30日のソウル公演に期待する理由を書かねばなりません。
韓国伝統音楽とは録音を始めて25年位の関係があります。8枚の韓国制作のCDがあります。最初のCD「神命」(ソウル音盤)は金石出・安淑善・李光寿さんというキラ星のごとき優れた演奏家とご一緒させていただきました。まだ日本語の歌が禁止されていた頃です。一説によると、このCDは戦後韓国のレコード製作で初めて日本人を使ったものかもしれないとのこと。また、巫楽・国楽・農楽の代表者が一同に会して演奏することは当時ほとんどあり得なかったと言います。(シャーマン・巫族が社会的差別を受けていたため)そんな中、変な日本人(私のこと)が居ると言うことで三者が共演できたということです。私の秘かな誇りです。このCDはかなり評判になりたくさん売れました。そのためソウル中央日報のホアンマットホールで大きなコンサートが行われ、その時は金石出・安淑善・李光寿・李太白・沢井一恵・板橋文夫・齋藤徹というさらに大きなメンバーでした。(とても良い映像も残っています)

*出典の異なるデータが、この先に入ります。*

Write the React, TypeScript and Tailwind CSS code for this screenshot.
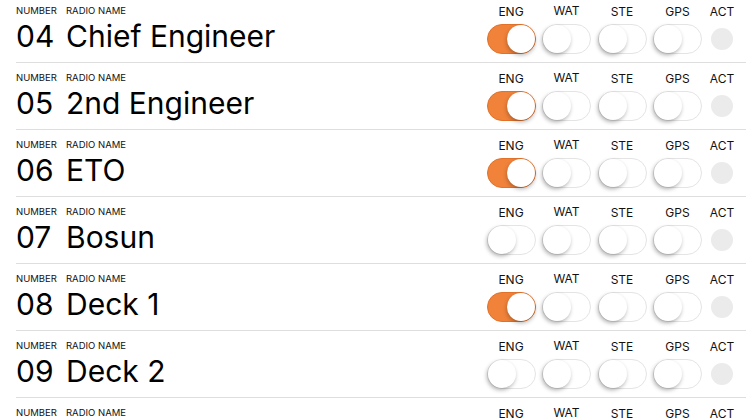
import React from "react";

type Radio = {
  num: string;
  name: string;
  eng: boolean;
};

const radios: Radio[] = [
  { num: "04", name: "Chief Engineer", eng: true },
  { num: "05", name: "2nd Engineer", eng: true },
  { num: "06", name: "ETO", eng: true },
  { num: "07", name: "Bosun", eng: false },
  { num: "08", name: "Deck 1", eng: true },
  { num: "09", name: "Deck 2", eng: false },
  { num: "10", name: "Deck 3", eng: false },
];

function Toggle({ on }: { on: boolean }) {
  return (
    <div
      className={
        on
          ? "relative w-[49px] h-[30px] rounded-full bg-[#f0823a] border border-[#e2722a]"
          : "relative w-[49px] h-[30px] rounded-full bg-white border border-[#e4e4e4]"
      }
    >
      <div
        className={
          on
            ? "absolute top-[0px] right-[0px] w-[28px] h-[28px] rounded-full bg-white shadow-[0_2px_4px_rgba(0,0,0,0.3)]"
            : "absolute top-[0px] left-[0px] w-[28px] h-[28px] rounded-full bg-white shadow-[-1px_2px_4px_rgba(0,0,0,0.32)]"
        }
      />
    </div>
  );
}

function Column({ label, children, lift }: { label: string; children: React.ReactNode; lift?: boolean }) {
  return (
    <div className="flex flex-col items-center w-[49px]">
      <div className={lift ? "text-[12px] leading-[14px] text-[#111] -mt-[1px] mb-[1px]" : "text-[12px] leading-[14px] text-[#111]"}>
        {label}
      </div>
      <div className="mt-[5px]">{children}</div>
    </div>
  );
}

function RadioRow({ radio }: { radio: Radio }) {
  return (
    <div className="flex h-[67px] ml-4 border-b border-[#dedede]">
      <div className="flex-1 flex flex-col pt-[9px]">
        <div className="flex text-[9.5px] leading-[11px] text-[#111]">
          <span className="w-[50px]">NUMBER</span>
          <span>RADIO NAME</span>
        </div>
        <div className="flex text-[30px] leading-[34px] text-black mt-[3px]">
          <span className="w-[50px]">{radio.num}</span>
          <span>{radio.name}</span>
        </div>
      </div>
      <div className="flex pt-[9px] pr-[12px]">
        <div className="flex gap-[6.5px]">
          <Column label="ENG">
            <Toggle on={radio.eng} />
          </Column>
          <Column label="WAT" lift>
            <Toggle on={false} />
          </Column>
          <Column label="STE">
            <Toggle on={false} />
          </Column>
          <Column label="GPS">
            <Toggle on={false} />
          </Column>
        </div>
        <div className="flex flex-col items-center w-[24px] ml-[8px]">
          <div className="text-[12px] leading-[14px] text-[#111]">ACT</div>
          <div className="mt-[9px] w-[22px] h-[22px] rounded-full bg-[#ebebeb]" />
        </div>
      </div>
    </div>
  );
}

export default function App() {
  return (
    <div className="w-[746px] h-[419px] overflow-hidden bg-white" style={{ fontFamily: "Inter, 'Liberation Sans', sans-serif" }}>
      <div className="-mt-[4px]">
        {radios.map((r) => (
          <RadioRow key={r.num} radio={r} />
        ))}
      </div>
    </div>
  );
}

私の企画ユーラシアン弦打エコーズ、ユーラシアンエコーズ第2章もその流れの中で行われました。第1回目のユーラシアン弦打エコーズで23年前に共演した許胤晶(コムンゴ)姜垠一(ヘーグム)元一(ピリ・打楽器)が21年後のユーラシアンエコーズ第2章で揃って来日・共演してくれました。
三者とも現代の韓国伝統音楽の押しも押されもしない代表格になっています。許胤晶さん(ホ・ユンジュン)とパク・チャンスさん(即興ピアノ)のデュオをたまたま聴くことがあり、どちらかというとヨーロッパなどで行われているインプロビゼーションに近いパク・チャンスさんに一歩も譲らずに堂々とコムンゴ(グランドピアノとの音量の差はとても大きい)で伝統の基づいた即興演奏をしていました。これには大変感動しました。姜垠一さんとは姜泰煥さんと一緒に来日していた時に共演もしました。脂ののった艶やかのヘーグムでした。

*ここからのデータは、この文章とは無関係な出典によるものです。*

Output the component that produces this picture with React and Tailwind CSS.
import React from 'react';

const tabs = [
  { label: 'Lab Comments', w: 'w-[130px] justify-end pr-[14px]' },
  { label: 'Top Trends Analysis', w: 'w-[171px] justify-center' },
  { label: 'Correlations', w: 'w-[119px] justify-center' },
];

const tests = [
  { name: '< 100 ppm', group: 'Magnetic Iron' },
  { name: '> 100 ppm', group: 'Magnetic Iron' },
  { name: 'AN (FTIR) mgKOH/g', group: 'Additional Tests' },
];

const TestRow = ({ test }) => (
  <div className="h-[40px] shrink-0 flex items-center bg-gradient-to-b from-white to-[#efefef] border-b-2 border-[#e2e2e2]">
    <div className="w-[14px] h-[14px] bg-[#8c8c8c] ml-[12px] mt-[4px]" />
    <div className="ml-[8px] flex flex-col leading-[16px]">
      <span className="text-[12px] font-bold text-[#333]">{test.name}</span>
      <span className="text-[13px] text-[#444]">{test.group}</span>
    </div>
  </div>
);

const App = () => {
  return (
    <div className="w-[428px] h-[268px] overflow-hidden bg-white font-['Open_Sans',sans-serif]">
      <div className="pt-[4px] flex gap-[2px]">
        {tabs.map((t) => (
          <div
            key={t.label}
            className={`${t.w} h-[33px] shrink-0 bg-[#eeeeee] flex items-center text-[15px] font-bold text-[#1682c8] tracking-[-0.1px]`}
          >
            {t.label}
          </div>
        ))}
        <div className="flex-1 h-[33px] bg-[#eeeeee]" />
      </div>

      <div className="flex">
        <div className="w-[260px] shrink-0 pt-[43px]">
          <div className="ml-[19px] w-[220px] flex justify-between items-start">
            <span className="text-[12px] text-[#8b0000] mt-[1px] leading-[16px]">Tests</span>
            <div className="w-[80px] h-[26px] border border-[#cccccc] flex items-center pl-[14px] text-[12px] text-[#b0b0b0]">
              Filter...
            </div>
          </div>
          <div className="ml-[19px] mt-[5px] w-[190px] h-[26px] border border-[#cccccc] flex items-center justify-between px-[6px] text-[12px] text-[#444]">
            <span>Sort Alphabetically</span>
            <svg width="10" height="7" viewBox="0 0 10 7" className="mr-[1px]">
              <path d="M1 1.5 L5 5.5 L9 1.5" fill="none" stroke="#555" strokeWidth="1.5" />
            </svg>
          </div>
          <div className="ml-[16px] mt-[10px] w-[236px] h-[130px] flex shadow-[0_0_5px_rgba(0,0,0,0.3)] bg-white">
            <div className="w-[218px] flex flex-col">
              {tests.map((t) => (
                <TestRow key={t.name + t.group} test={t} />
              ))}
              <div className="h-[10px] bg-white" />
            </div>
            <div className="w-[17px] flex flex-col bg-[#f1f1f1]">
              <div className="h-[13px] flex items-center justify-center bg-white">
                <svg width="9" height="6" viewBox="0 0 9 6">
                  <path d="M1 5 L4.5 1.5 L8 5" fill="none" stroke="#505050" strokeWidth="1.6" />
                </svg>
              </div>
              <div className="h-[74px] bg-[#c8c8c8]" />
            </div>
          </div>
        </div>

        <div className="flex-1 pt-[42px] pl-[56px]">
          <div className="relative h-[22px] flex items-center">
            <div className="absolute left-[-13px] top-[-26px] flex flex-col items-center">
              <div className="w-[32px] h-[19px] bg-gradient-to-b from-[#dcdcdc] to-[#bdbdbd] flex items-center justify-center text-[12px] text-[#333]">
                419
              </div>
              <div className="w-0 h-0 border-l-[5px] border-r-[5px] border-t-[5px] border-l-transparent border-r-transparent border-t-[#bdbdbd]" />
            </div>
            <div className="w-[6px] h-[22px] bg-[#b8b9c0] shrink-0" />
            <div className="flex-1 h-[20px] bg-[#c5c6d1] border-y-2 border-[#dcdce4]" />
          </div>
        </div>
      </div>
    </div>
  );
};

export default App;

韓国では即興演奏が普通に行われていて、伝統音楽の中でも脈々と続いていると私は誤解していたようなのです。もちろん伝統音楽の中で即興演奏はありますがそれは日本の伝統音楽の中での即興と似た立場であり、普通に行われているものではなく、やはり、伝統と形式の重みに耐えながら少数の人達の自主的活動だったようなのです。
では、なぜ許胤晶・姜垠一・元一さんたちがごく自然にインプロビゼーションを行い、尊重しているか?それは、何よりも、姜泰煥・金大煥・金石出さんの直接の影響だったのです。その証拠に、今でも金大煥の命日には毎年この劇場で催しものが行われているそうです。
私にしてもこの三者からは大きな大きな影響を受けています。許胤晶・姜垠一・元一さん達の存在は実は例外的もっと言えば奇跡的なことだったのです。これを逃す訳にはいきません。ちょっと外から俯瞰出来る私の責任であり、義務であると思うに至りました。
一方日本では、喜多直毅さんがご自分のキャリアの中でインプロビゼーションを抜き差しならぬものとして捉え、かといって即興オタクには成らず、目を見張る長足の進歩を遂げています。
もう、これは「今」しかない四重奏なのです。
長く音楽活動をしていると、時をあやまって、待ちすぎたり、焦ったりして、せっかくの実りを失う失敗を何回も味わっています。苦い苦い。
この機会はもしかしたら千載一遇と言っても良いのかもしれません。
あまり期待しすぎて空回りしないよう要注意!だよ、平常心、テッチャン。